For the countries of the Western Balkans, as well as other Eastern European countries that aspire to membership in the European Union, Moldova, Ukraine, and Georgia before all, the accession process takes an extremely long time and the deadline or date of their full integration is uncertain. At this pace, the accession process might last five, six, or even more decades. At the same time, one forgets the fact that all these countries have gone through or are still going through a painful and difficult transition process, and that the adjustment process in many segments cannot realistically take place faster. Conditions and criteria are often changed without any reason, and the bar is raised to such an extent that at least four of the existing members of the EU (European Union) would not be able to fulfill the same requirements at this moment. In addition, certain demands that are put before individual candidate countries directly encroach on their sovereignty and territorial integrity and as such can never be accepted. On the European continent, the only certain thing is that the status quo cannot and must not be tolerated and that it is high time for Europe to jointly take the future into its own hands.

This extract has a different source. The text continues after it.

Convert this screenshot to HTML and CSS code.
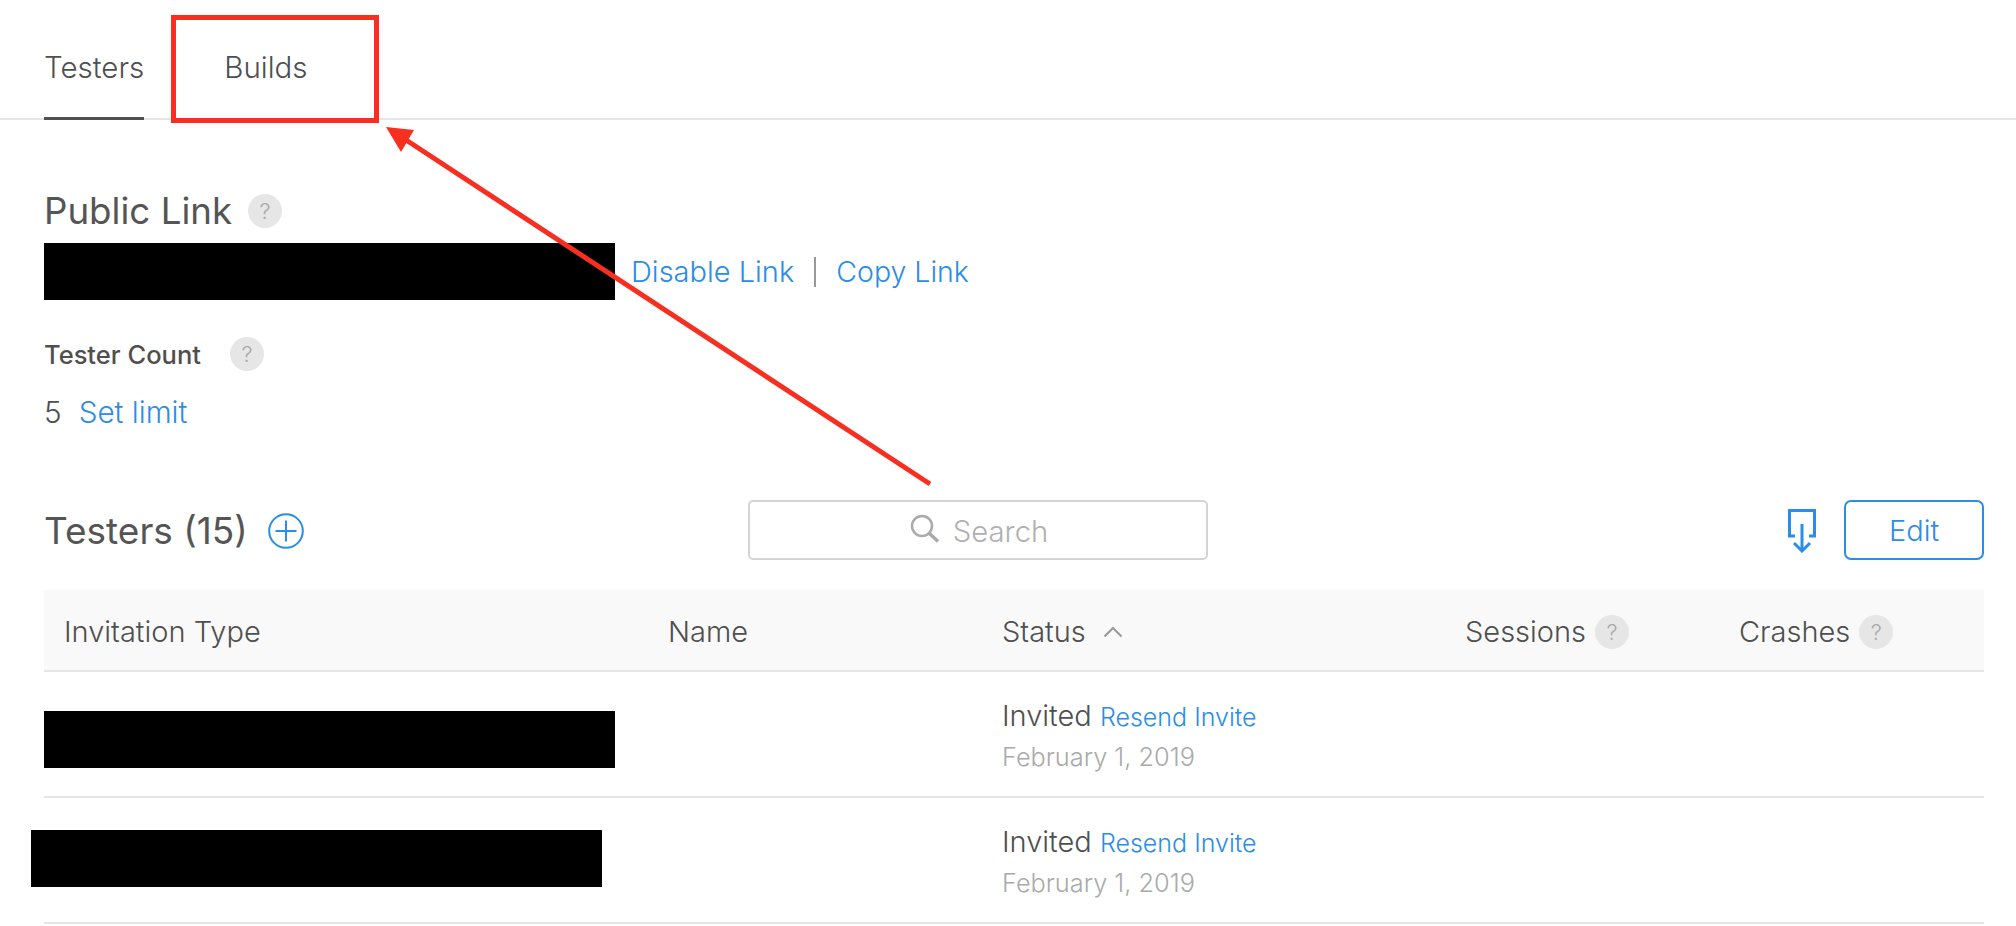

The optimal solution, as a final but at the same time, a transitional solution until the full integration in the EU is CEFTA (Central European Free Trade Agreement) as the third pillar of the EEA (European Economic Area). The EEA currently comprises EU member states and three of the four EFTA (European Free Trade Association) member states.

Membership in the EEA for countries and territories that are not members of the EU, but that have aspirations or are already at some stage of the accession process, would imply membership in the single European market. It would include most of the same provisions and obligations as EU membership, including four freedoms: freedom of movement of goods, services, people, and capital across borders, including the freedom to choose residence in any country within this area. For CEFTA members, membership in the EEA would imply cooperation in many other areas such as:

  • environment,
  • research and development,
  • “flanking and horizontal” policies,
  • consumer protection,
  • tourism and culture,
  • education,
  • social policy.

EEA membership does not include:

  • membership in the customs union (in the EU, a common tariff is applied to all goods entering from outside the EU),
  • common trade policy (non-EU members can negotiate their trade agreements),
  • common policy in the fields of agriculture and fisheries,
  • membership in the monetary union,
  • membership in the Schengen area,
  • the EU’s foreign and security policy,
  • justice and home affairs.

In addition, EEA members that are not EU members, which in this case would be all CEFTA members in addition to the three EFTA member states, are not subject to the jurisdiction of the Court of Justice of the European Union.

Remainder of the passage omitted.